What you should do: Drop every picture. Then return, exactly, the lines from the beginning of the listing below through the one containing "const gut = 'border-[#d9d9d9]'".
═══ Material for this exercise ═══
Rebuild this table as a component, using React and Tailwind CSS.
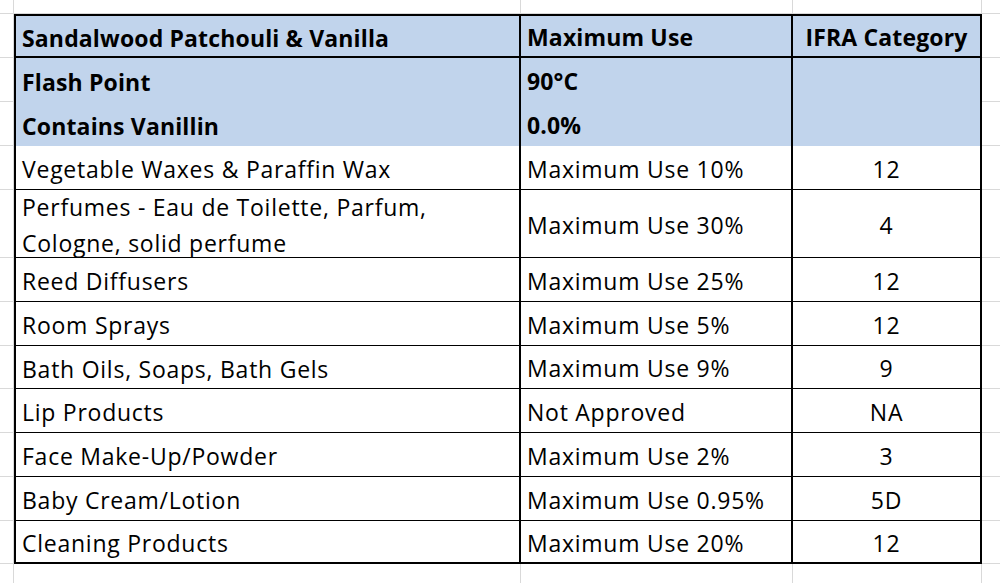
import React from 'react'

const rows = [
  { a: 'Sandalwood Patchouli & Vanilla', b: 'Maximum Use', c: 'IFRA Category', kind: 'head' },
  { a: 'Flash Point', b: '90°C', c: '', kind: 'blue' },
  { a: 'Contains Vanillin', b: '0.0%', c: '', kind: 'blue' },
  { a: 'Vegetable Waxes & Paraffin Wax', b: 'Maximum Use 10%', c: '12' },
  { a: ['Perfumes - Eau de Toilette, Parfum,', 'Cologne, solid perfume'], b: 'Maximum Use 30%', c: '4' },
  { a: 'Reed Diffusers', b: 'Maximum Use 25%', c: '12' },
  { a: 'Room Sprays', b: 'Maximum Use 5%', c: '12' },
  { a: 'Bath Oils, Soaps, Bath Gels', b: 'Maximum Use 9%', c: '9' },
  { a: 'Lip Products', b: 'Not Approved', c: 'NA' },
  { a: 'Face Make-Up/Powder', b: 'Maximum Use 2%', c: '3' },
  { a: 'Baby Cream/Lotion', b: 'Maximum Use 0.95%', c: '5D' },
  { a: 'Cleaning Products', b: 'Maximum Use 20%', c: '12', kind: 'last' },
]

const gut = 'border-[#d9d9d9]'

function rowBorder(kind) {
  if (kind === 'head') return 'border-t-2 border-b-2'
  if (kind === 'blue') return ''
  if (kind === 'last') return 'border-b-2'
  return 'border-b'
}

export default function App() {
  return (
    <div
      className="w-[1000px] h-[583px] bg-white text-black text-[23px] grid grid-cols-[14px_507px_272px_189px_18px] grid-rows-[14px_44px_44px_44px_44px_68px_44px_44px_43px_44px_44px_44px_43px_19px] overflow-hidden"
      style={{ fontFamily: '"Open Sans", "Noto Sans", sans-serif' }}
    >
      {/* top gutter row */}
      <div className={`border-r border-b ${gut}`} />
      <div className={`border-r border-b ${gut}`} />
      <div className={`border-r border-b ${gut}`} />
      <div className={`border-r border-b ${gut}`} />
      <div className={`border-b ${gut}`} />

      {rows.map((r, i) => {
        const strong = r.kind === 'head' || r.kind === 'blue'
        const bg = strong ? 'bg-[#c1d4ec]' : 'bg-white'
        const weight = strong ? 'font-bold tracking-[0.15px]' : 'font-normal tracking-[0.75px]'
        const rb = rowBorder(r.kind)
        return (
          <React.Fragment key={i}>
            <div className={`border-r border-b ${gut}`} />
            <div className={`${bg} ${weight} ${rb} border-l-2 border-r-2 border-black flex items-center pl-[6px] pt-[3px] leading-[36px] whitespace-nowrap`}>
              {Array.isArray(r.a) ? (
                <div className="flex flex-col">
                  {r.a.map((t) => (
                    <span key={t}>{t}</span>
                  ))}
                </div>
              ) : (
                r.a
              )}
            </div>
            <div className={`${bg} ${weight} ${rb} border-r-2 border-black flex items-center pl-[6px] pt-[3px] whitespace-nowrap`}>
              {r.b}
            </div>
            <div className={`${bg} ${weight} ${rb} border-r-2 border-black flex items-center justify-center pt-[3px] whitespace-nowrap`}>
              {r.c}
            </div>
            <div className={`border-b ${gut}`} />
          </React.Fragment>
        )
      })}

      {/* bottom gutter row */}
      <div className={`border-r ${gut}`} />
      <div className={`border-r ${gut}`} />
      <div className={`border-r ${gut}`} />
      <div className={`border-r ${gut}`} />
      <div />
    </div>
  )
}
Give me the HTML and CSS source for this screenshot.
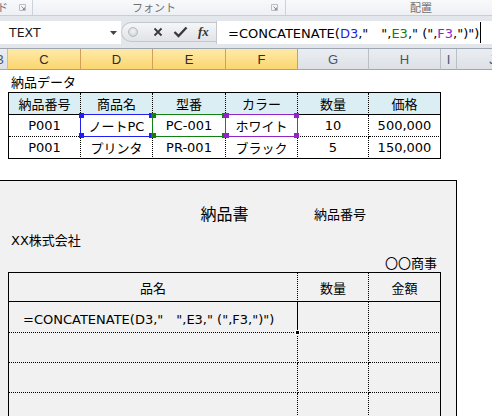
FILE: index.html
```html
<!DOCTYPE html>
<html lang="ja">
<head>
<meta charset="utf-8">
<title>納品書</title>
<link rel="stylesheet" href="styles.css">
</head>
<body>
<div class="ribbon">
  <div class="grp g-clip">
    <span class="glabel cut">ド</span>
    <svg class="launch" viewBox="0 0 7 7"><path d="M0.5 0.5H6.5V6.5H0.5Z" fill="none" stroke="#b9bec5"/><path d="M2.5 2.5L5.5 5.5M5.5 3.5V5.5H3.5" fill="none" stroke="#8a9099"/></svg>
  </div>
  <div class="grp g-font">
    <span class="glabel">フォント</span>
    <svg class="launch" viewBox="0 0 7 7"><path d="M0.5 0.5H6.5V6.5H0.5Z" fill="none" stroke="#b9bec5"/><path d="M2.5 2.5L5.5 5.5M5.5 3.5V5.5H3.5" fill="none" stroke="#8a9099"/></svg>
  </div>
  <div class="grp g-align"><span class="glabel">配置</span></div>
</div>

<div class="fbar">
  <div class="namebox">
    <span>TEXT</span>
    <svg class="dd" viewBox="0 0 7 4"><path d="M0 0H7L3.5 4Z" fill="#444"/></svg>
  </div>
  <div class="fbtns">
    <span class="knob"></span>
    <svg class="ic-x" viewBox="0 0 10 10"><path d="M1.5 1.5L8.5 8.5M8.5 1.5L1.5 8.5" stroke="#3a3a3a" stroke-width="1.8" fill="none"/></svg>
    <svg class="ic-ok" viewBox="0 0 15 12"><path d="M1.5 6L5.5 10L13.5 1.5" stroke="#3a3a3a" stroke-width="2.4" fill="none"/></svg>
    <span class="fx">fx</span>
  </div>
  <div class="finput">
    <span class="ftext">=CONCATENATE(<span class="rb">D3</span>,"　",<span class="rg">E3</span>," (",<span class="rp">F3</span>,")")</span><span class="caret"></span>
  </div>
</div>

<div class="cols">
  <div class="col c-b"><span>B</span></div>
  <div class="col sel c-c">C</div>
  <div class="col sel c-d">D</div>
  <div class="col sel c-e">E</div>
  <div class="col sel c-f">F</div>
  <div class="col c-g">G</div>
  <div class="col c-h">H</div>
  <div class="col c-i">I</div>
  <div class="col c-j">J</div>
</div>

<div class="sheet">
  <div class="title">納品データ</div>
  <div class="data">
    <div class="h">納品番号</div>
    <div class="h">商品名</div>
    <div class="h">型番</div>
    <div class="h">カラー</div>
    <div class="h">数量</div>
    <div class="h last">価格</div>

    <div>P001</div>
    <div>ノートPC<span class="hl hb"><i class="tl"></i><i class="tr"></i><i class="bl"></i><i class="br"></i></span></div>
    <div>PC-001<span class="hl hg"><i class="tl"></i><i class="tr"></i><i class="bl"></i><i class="br"></i></span></div>
    <div>ホワイト<span class="hl hp"><i class="tl"></i><i class="tr"></i><i class="bl"></i><i class="br"></i></span></div>
    <div>10</div>
    <div class="last">500,000</div>

    <div class="bot">P001</div>
    <div class="bot">プリンタ</div>
    <div class="bot">PR-001</div>
    <div class="bot">ブラック</div>
    <div class="bot">5</div>
    <div class="bot last">150,000</div>
  </div>
  <div class="gap"></div>

  <div class="form">
    <div class="f-row1">
      <span class="doc-title">納品書</span>
      <span class="doc-no">納品番号</span>
    </div>
    <div class="f-row2">XX株式会社</div>
    <div class="f-row3">〇〇商事</div>
    <div class="items">
      <div class="ih">品名</div>
      <div class="ih">数量</div>
      <div class="ih last">金額</div>

      <div class="r1 active">=CONCATENATE(D3,"　",E3," (",F3,")")<span class="handle"></span></div>
      <div class="r1"></div>
      <div class="r1 last"></div>

      <div></div><div></div><div class="last"></div>
      <div></div><div></div><div class="last"></div>
      <div></div><div></div><div class="last"></div>
    </div>
  </div>
</div>
</body>
</html>
```

FILE: styles.css
```css
* { box-sizing: border-box; margin: 0; padding: 0; }
html, body { width: 492px; height: 416px; overflow: hidden; background: #fff; }
body {
  font-family: "DejaVu Sans", "Noto Sans CJK JP", sans-serif;
  font-size: 13px;
  color: #000;
}

/* ribbon strip */
.ribbon {
  display: flex;
  height: 16px;
  background: linear-gradient(#f8f9fb, #edf0f4);
  border-bottom: 1px solid #c9ced6;
  overflow: hidden;
}
.grp {
  display: flex;
  align-items: center;
  height: 15px;
  border-right: 1px solid #cdd2d9;
}
.g-clip { width: 33px; justify-content: space-between; padding-right: 6px; }
.g-font { width: 253px; justify-content: space-between; padding-left: 99px; padding-right: 7px; }
.g-align { flex: 1; padding-left: 124px; border-right: none; }
.glabel {
  font-family: "Noto Sans CJK JP", sans-serif;
  font-size: 11px;
  line-height: 15px;
  color: #707070;
}
.cut { margin-left: -3px; color: #7a6e70; }
.launch { width: 7px; height: 7px; display: block; }

/* formula bar */
.fbar {
  display: flex;
  height: 32px;
  padding-top: 5px;
  background: #e3e7ec;
}
.namebox {
  width: 121px;
  height: 23px;
  background: #fff;
  display: flex;
  align-items: center;
  justify-content: space-between;
  padding: 0 4px 0 9px;
  font-size: 12.5px;
  color: #1a1a1a;
}
.dd { width: 7px; height: 4px; display: block; }
.fbtns {
  width: 95px;
  height: 20px;
  margin-top: 1px;
  display: flex;
  align-items: center;
  padding-left: 6px;
  border: 1px solid #c3c8cf;
  border-right: none;
  border-radius: 10px 0 0 10px;
  background: linear-gradient(#f5f6f8, #e0e3e7);
}
.knob {
  width: 10px;
  height: 10px;
  border-radius: 50%;
  border: 1px solid #b5bac0;
  background: radial-gradient(circle at 50% 40%, #f4f4f4, #c8cbcf);
}
.ic-x { width: 10px; height: 10px; margin-left: 15px; display: block; }
.ic-ok { width: 15px; height: 12px; margin-left: 10px; display: block; }
.fx {
  margin-left: 10px;
  font-family: "Liberation Serif", serif;
  font-style: italic;
  font-weight: bold;
  font-size: 13px;
  color: #333;
}
.finput {
  flex: 1;
  height: 23px;
  background: #fff;
  border-left: 1px solid #c3c8cf;
  display: flex;
  align-items: center;
  padding-left: 11px;
  white-space: nowrap;
  overflow: hidden;
  font-size: 13px;
}
.rb { color: #1f1fe0; }
.rg { color: #1b7b1b; }
.rp { color: #8e24c8; }
.caret { width: 1px; height: 21px; background: #000; margin-left: 1px; flex: none; }

/* column headers */
.cols {
  display: flex;
  height: 22px;
  border-top: 1px solid #9ea6b1;
  overflow: hidden;
}
.col {
  flex: none;
  height: 21px;
  display: flex;
  align-items: center;
  justify-content: center;
  font-family: "Liberation Sans", sans-serif;
  font-size: 13px;
  color: #44566e;
  background: linear-gradient(#eaedf1, #dde1e6);
  border-right: 1px solid #b9bfc7;
  border-bottom: 1px solid #9ea6b1;
}
.col.sel {
  background: linear-gradient(#feeaa8, #fbd670);
  border-right-color: #d2a055;
  border-bottom-color: #d99a3a;
  color: #2b2b2b;
}
.c-b { width: 8px; justify-content: flex-end; overflow: hidden; padding-right: 3px; }
.c-b span { flex: none; }
.c-c { width: 73px; }
.c-d { width: 72px; }
.c-e { width: 73px; }
.c-f { width: 72px; }
.c-g { width: 71px; }
.c-h { width: 72px; }
.c-i { width: 16px; }
.c-j { width: 72px; }

/* sheet */
.title {
  height: 22px;
  display: flex;
  align-items: center;
  padding-left: 11px;
}
.data {
  margin-left: 8px;
  width: 433px;
  display: grid;
  grid-template-columns: 72px 72px 73px 72px 71px 72px;
  border-left: 1px solid #000;
  border-top: 1px solid #000;
}
.data > div {
  position: relative;
  height: 22px;
  display: flex;
  align-items: center;
  justify-content: center;
  border-right: 1px dotted #000;
  border-bottom: 1px dotted #000;
}
.data > .h { background: #daeef3; border-bottom-style: solid; }
.data > .last { border-right-style: solid; }
.data > .bot { border-bottom-style: solid; }

.hl {
  position: absolute;
  inset: -1px;
  border: 1px solid currentColor;
  z-index: 2;
}
.hl i { position: absolute; width: 5px; height: 5px; background: currentColor; }
.hl .tl { left: -2px; top: -2px; }
.hl .tr { right: -2px; top: -2px; }
.hl .bl { left: -2px; bottom: -2px; }
.hl .br { right: -2px; bottom: -2px; }
.hb { color: #1f1ff0; }
.hg { color: #128012; }
.hp { color: #9024c8; }

.gap { height: 21px; }

/* delivery note form */
.form {
  width: 457px;
  height: 240px;
  background: #f1f1f1;
  border-top: 1px solid #000;
  border-right: 1px solid #000;
  padding-top: 19px;
}
.f-row1 {
  height: 26px;
  display: grid;
  grid-template-columns: 8px 72px 72px 73px 72px 71px 72px;
  align-items: center;
}
.doc-title {
  grid-column: 4 / 6;
  justify-self: center;
  font-size: 16px;
  font-family: "Noto Sans CJK JP", sans-serif;
}
.doc-no {
  grid-column: 6 / 8;
  padding-left: 17px;
}
.f-row2 {
  height: 26px;
  display: flex;
  align-items: center;
  padding-left: 11px;
}
.f-row3 {
  height: 20px;
  display: flex;
  align-items: center;
  justify-content: flex-end;
  padding-right: 19px;
}
.items {
  margin-left: 8px;
  width: 433px;
  display: grid;
  grid-template-columns: 289px 71px 72px;
  border-left: 1px solid #000;
  border-top: 1px solid #000;
}
.items > div {
  height: 30px;
  border-right: 1px dotted #000;
  border-bottom: 1px dotted #000;
}
.items > .ih {
  height: 29px;
  border-bottom-style: solid;
  display: flex;
  align-items: center;
  justify-content: center;
}
.items > .r1 { height: 31px; }
.items > .last { border-right-style: solid; }
.items > .active {
  position: relative;
  border-right-style: solid;
  display: flex;
  align-items: flex-end;
  padding: 0 0 4px 14px;
  line-height: 16px;
  font-size: 13px;
  white-space: nowrap;
}
.handle {
  position: absolute;
  right: -3px;
  bottom: -3px;
  width: 5px;
  height: 5px;
  background: #000;
  border: 1px solid #fff;
}
```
═══
Task solution:
Rebuild this table as a component, using React and Tailwind CSS.
import React from 'react'

const rows = [
  { a: 'Sandalwood Patchouli & Vanilla', b: 'Maximum Use', c: 'IFRA Category', kind: 'head' },
  { a: 'Flash Point', b: '90°C', c: '', kind: 'blue' },
  { a: 'Contains Vanillin', b: '0.0%', c: '', kind: 'blue' },
  { a: 'Vegetable Waxes & Paraffin Wax', b: 'Maximum Use 10%', c: '12' },
  { a: ['Perfumes - Eau de Toilette, Parfum,', 'Cologne, solid perfume'], b: 'Maximum Use 30%', c: '4' },
  { a: 'Reed Diffusers', b: 'Maximum Use 25%', c: '12' },
  { a: 'Room Sprays', b: 'Maximum Use 5%', c: '12' },
  { a: 'Bath Oils, Soaps, Bath Gels', b: 'Maximum Use 9%', c: '9' },
  { a: 'Lip Products', b: 'Not Approved', c: 'NA' },
  { a: 'Face Make-Up/Powder', b: 'Maximum Use 2%', c: '3' },
  { a: 'Baby Cream/Lotion', b: 'Maximum Use 0.95%', c: '5D' },
  { a: 'Cleaning Products', b: 'Maximum Use 20%', c: '12', kind: 'last' },
]

const gut = 'border-[#d9d9d9]'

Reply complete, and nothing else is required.